*** INPUT MATERIAL ***

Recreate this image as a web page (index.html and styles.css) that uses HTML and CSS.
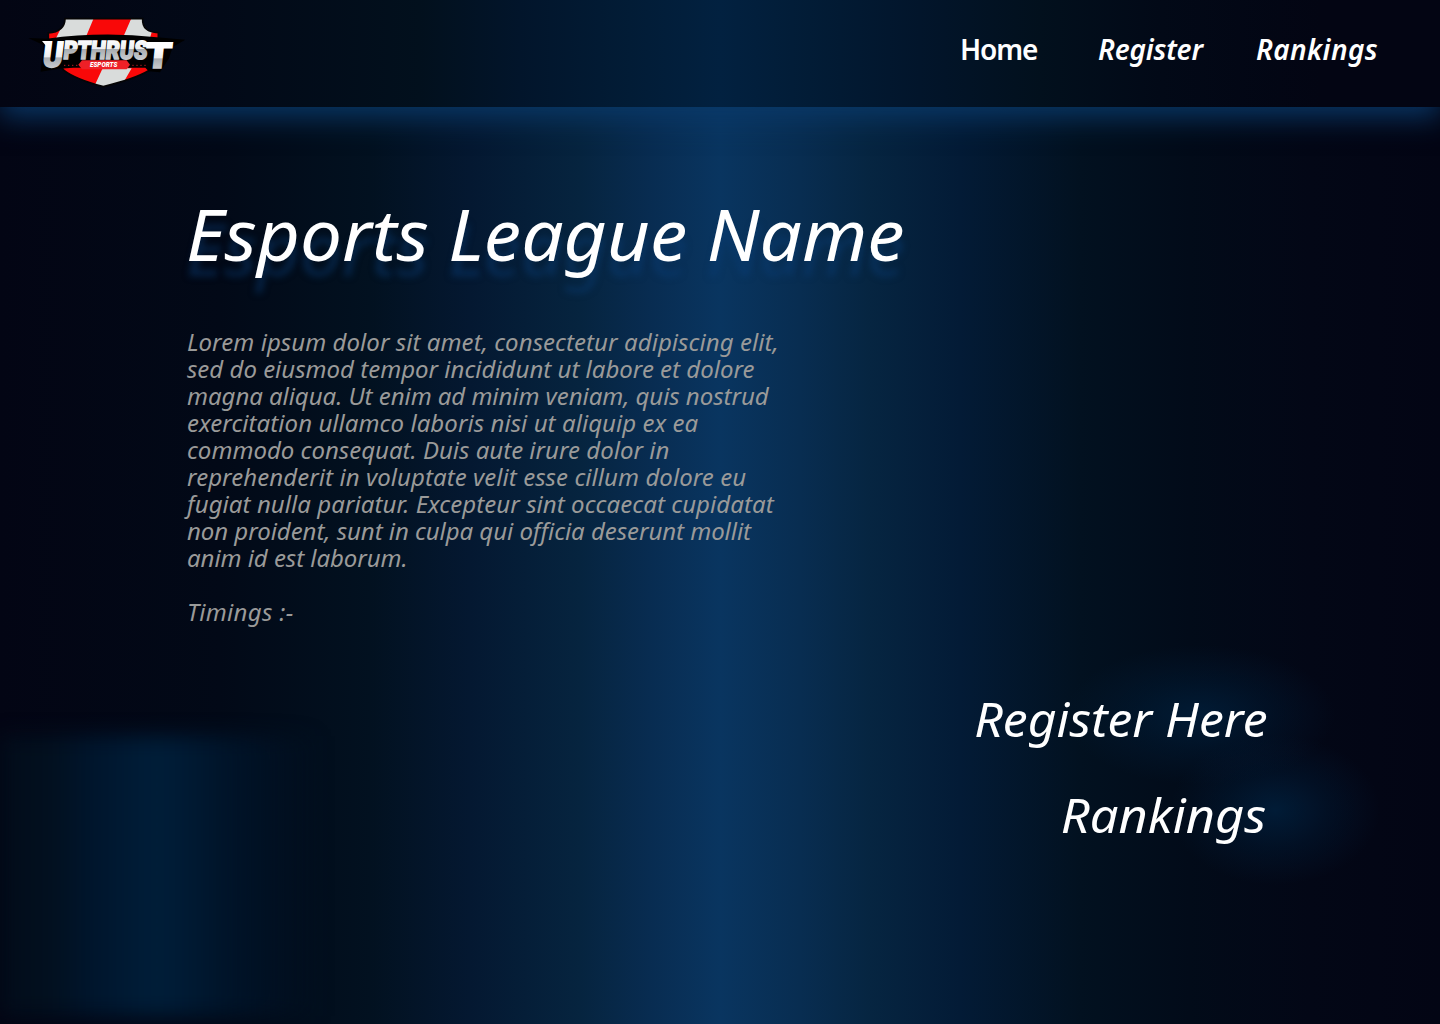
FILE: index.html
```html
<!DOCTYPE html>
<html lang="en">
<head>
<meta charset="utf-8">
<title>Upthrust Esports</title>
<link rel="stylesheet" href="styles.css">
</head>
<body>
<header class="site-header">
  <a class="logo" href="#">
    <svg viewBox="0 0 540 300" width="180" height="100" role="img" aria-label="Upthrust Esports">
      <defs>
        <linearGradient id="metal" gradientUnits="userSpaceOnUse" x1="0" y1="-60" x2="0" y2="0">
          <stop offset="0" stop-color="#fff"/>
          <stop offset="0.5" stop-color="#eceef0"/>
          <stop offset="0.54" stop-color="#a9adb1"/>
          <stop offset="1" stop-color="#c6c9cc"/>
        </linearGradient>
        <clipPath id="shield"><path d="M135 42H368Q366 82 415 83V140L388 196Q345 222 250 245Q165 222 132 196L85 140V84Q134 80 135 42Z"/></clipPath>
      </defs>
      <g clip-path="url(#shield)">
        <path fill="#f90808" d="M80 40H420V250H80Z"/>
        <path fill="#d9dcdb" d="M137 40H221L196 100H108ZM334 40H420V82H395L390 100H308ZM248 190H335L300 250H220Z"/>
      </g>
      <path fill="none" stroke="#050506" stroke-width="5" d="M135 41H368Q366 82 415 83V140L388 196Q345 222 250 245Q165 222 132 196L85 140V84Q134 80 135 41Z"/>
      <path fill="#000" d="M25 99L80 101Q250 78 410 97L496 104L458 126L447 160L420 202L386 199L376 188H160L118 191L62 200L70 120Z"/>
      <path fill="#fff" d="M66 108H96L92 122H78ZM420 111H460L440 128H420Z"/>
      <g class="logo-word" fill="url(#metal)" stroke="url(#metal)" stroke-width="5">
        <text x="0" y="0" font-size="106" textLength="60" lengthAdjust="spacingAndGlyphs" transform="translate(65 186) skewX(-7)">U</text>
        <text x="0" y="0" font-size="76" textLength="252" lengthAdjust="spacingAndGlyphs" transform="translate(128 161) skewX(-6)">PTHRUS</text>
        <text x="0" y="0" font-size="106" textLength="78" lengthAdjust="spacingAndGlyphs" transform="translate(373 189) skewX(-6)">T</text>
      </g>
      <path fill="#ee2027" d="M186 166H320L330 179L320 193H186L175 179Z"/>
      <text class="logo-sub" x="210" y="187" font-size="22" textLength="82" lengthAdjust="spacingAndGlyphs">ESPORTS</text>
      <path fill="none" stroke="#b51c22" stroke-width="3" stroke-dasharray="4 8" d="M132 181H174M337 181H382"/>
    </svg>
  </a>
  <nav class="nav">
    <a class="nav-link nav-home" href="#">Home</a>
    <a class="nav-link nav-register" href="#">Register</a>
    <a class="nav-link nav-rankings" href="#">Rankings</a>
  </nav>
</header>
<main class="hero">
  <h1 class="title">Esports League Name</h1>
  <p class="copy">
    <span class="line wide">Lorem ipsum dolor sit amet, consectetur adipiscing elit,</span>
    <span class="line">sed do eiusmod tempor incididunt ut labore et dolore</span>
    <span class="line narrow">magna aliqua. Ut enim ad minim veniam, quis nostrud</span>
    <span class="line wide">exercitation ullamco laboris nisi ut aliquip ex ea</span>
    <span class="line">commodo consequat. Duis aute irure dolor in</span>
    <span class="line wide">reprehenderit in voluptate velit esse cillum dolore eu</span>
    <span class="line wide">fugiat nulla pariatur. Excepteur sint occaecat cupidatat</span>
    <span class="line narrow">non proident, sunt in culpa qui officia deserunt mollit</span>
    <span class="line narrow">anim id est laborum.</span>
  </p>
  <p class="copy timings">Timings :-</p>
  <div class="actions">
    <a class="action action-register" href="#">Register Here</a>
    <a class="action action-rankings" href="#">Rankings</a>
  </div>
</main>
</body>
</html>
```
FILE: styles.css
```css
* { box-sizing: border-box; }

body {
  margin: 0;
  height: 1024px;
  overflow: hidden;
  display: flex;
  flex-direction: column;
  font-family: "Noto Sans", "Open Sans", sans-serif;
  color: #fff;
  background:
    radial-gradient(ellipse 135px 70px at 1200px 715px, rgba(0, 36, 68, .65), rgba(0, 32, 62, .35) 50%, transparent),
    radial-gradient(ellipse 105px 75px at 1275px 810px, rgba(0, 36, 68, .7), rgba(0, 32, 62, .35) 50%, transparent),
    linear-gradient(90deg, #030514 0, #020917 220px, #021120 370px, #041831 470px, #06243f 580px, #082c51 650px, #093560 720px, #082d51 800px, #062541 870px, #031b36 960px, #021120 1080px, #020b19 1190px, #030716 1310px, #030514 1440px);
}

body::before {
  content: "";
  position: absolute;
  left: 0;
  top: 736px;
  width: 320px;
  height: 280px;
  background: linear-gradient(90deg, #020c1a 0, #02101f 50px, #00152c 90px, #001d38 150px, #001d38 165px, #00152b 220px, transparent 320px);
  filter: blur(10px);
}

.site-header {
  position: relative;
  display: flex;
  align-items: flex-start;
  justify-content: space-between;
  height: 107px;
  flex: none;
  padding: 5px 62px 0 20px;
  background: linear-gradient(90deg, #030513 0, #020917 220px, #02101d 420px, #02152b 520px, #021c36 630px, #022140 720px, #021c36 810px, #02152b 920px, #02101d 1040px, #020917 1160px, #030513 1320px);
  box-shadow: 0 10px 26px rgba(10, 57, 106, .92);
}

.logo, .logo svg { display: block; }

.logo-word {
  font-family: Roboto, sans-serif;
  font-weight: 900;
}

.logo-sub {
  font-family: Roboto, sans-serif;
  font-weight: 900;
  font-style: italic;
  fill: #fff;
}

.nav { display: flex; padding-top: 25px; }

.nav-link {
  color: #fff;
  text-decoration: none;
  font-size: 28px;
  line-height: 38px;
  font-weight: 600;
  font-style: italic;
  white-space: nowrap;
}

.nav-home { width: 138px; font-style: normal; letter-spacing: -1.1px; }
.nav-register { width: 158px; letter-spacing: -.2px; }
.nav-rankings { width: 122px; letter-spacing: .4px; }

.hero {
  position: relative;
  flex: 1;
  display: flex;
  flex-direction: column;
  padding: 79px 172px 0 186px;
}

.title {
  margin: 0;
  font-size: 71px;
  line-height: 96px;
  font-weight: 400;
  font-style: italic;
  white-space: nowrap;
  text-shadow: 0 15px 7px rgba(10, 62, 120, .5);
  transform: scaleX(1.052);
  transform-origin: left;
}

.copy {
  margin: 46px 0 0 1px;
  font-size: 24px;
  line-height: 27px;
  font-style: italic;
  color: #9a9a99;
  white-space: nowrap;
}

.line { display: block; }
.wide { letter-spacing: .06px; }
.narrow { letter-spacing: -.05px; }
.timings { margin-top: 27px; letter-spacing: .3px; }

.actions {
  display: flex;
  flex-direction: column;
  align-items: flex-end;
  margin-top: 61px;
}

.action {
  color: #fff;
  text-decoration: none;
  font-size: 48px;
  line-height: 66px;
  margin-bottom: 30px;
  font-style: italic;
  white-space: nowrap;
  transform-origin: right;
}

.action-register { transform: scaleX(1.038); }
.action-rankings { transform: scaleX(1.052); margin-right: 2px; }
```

***
*** INPUT MATERIAL ***

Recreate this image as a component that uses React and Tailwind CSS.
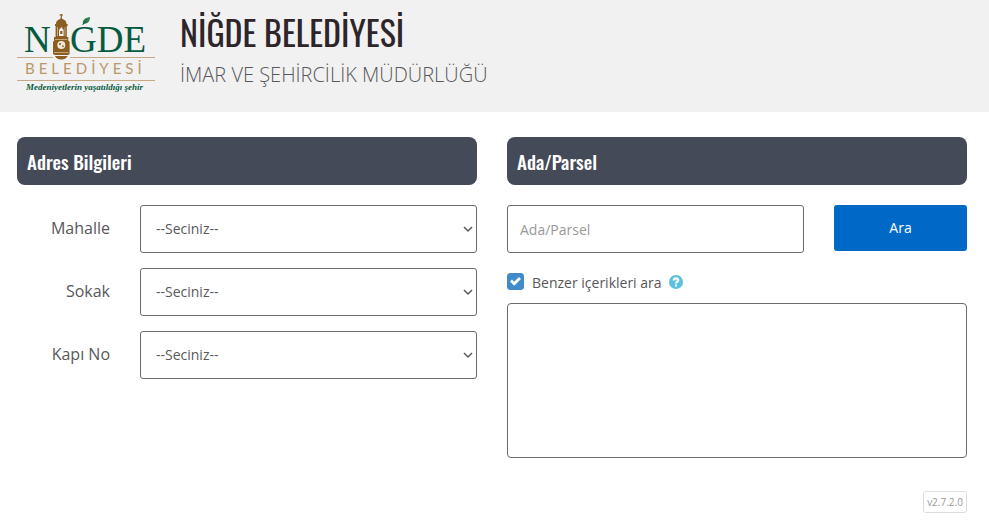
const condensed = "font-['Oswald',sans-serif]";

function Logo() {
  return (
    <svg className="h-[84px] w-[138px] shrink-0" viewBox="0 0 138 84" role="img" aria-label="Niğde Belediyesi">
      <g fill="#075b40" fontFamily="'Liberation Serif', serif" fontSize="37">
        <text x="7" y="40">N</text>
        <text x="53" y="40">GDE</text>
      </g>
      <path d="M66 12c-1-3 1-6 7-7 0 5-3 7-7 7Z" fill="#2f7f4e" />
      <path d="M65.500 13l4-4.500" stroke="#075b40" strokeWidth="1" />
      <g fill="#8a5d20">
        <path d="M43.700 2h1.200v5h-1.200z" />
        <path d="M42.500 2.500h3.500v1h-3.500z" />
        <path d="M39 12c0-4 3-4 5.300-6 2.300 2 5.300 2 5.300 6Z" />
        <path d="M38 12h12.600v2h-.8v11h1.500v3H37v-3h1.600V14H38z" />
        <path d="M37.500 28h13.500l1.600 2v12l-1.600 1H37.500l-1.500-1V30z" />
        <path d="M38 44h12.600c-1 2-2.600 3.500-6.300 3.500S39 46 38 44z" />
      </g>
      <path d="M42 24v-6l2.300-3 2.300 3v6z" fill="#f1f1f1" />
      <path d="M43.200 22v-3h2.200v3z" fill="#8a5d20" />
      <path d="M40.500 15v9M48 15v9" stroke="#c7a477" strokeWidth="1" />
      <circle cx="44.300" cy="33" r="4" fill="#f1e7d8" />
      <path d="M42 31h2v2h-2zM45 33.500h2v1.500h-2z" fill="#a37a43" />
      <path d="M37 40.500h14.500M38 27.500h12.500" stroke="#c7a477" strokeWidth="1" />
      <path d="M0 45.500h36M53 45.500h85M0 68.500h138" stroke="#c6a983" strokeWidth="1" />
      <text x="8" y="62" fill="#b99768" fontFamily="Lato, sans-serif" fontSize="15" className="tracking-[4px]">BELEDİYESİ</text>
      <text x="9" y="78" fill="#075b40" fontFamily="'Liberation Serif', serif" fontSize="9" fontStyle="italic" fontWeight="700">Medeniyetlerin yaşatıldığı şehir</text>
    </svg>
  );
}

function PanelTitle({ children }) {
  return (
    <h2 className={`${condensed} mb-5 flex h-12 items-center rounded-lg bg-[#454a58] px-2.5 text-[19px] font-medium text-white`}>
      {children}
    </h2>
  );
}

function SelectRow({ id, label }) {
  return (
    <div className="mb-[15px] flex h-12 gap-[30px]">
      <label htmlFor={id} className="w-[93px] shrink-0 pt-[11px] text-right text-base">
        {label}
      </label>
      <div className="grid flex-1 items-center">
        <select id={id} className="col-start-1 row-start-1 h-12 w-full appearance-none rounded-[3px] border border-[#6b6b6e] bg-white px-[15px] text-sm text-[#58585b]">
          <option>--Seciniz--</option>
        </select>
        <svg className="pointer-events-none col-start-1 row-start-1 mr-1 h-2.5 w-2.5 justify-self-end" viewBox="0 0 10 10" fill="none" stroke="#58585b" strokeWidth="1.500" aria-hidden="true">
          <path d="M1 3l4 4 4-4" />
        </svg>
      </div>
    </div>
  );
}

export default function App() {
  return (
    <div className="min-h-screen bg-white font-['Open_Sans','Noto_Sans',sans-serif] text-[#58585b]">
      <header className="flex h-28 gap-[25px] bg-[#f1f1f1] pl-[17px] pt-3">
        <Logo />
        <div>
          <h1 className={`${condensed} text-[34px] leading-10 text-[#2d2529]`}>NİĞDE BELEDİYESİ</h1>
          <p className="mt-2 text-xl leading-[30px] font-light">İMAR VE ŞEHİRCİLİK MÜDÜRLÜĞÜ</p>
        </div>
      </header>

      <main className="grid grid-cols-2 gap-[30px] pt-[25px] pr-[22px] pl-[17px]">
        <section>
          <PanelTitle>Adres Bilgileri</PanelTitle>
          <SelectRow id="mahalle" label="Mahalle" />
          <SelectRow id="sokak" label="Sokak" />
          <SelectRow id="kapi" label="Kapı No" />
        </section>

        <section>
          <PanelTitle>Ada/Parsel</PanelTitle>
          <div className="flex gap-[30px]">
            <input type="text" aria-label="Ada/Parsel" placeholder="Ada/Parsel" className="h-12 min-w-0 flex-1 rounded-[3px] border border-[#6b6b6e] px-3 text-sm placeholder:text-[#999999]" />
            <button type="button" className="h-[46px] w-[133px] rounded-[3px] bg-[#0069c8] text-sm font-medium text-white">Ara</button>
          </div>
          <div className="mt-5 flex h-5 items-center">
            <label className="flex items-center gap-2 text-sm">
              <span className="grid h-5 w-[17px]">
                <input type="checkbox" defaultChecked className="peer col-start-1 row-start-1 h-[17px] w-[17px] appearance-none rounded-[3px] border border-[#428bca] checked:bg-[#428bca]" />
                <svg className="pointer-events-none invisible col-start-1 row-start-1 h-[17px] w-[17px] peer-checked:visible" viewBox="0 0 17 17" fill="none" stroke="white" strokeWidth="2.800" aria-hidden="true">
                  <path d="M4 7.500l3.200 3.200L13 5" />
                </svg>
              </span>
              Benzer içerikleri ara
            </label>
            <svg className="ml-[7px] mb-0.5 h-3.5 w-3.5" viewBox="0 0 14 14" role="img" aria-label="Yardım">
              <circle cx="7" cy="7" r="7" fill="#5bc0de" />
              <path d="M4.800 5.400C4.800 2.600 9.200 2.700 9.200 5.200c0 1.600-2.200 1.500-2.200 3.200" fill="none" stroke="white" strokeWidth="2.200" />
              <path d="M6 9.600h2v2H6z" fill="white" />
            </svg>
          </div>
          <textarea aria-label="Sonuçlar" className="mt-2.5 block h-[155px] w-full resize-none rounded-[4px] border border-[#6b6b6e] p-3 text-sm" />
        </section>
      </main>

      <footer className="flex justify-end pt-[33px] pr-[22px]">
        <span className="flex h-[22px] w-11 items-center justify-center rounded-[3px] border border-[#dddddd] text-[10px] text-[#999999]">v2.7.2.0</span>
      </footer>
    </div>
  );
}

***
*** INPUT MATERIAL ***

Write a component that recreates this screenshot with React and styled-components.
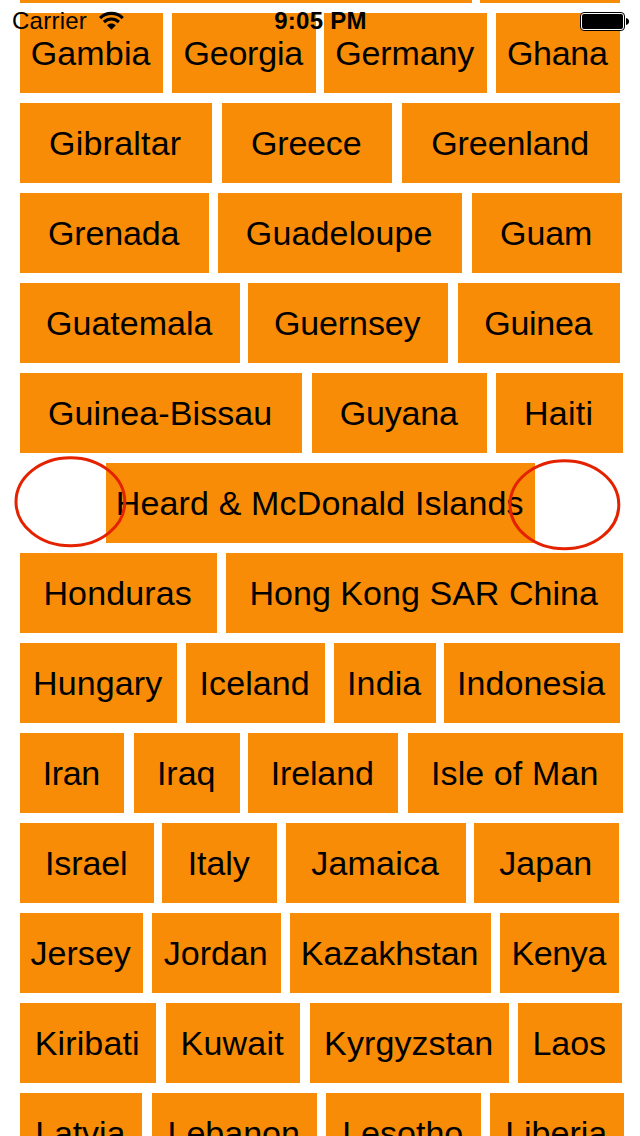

***

Give only the number of lines in the preceding material that contain the string "component".

2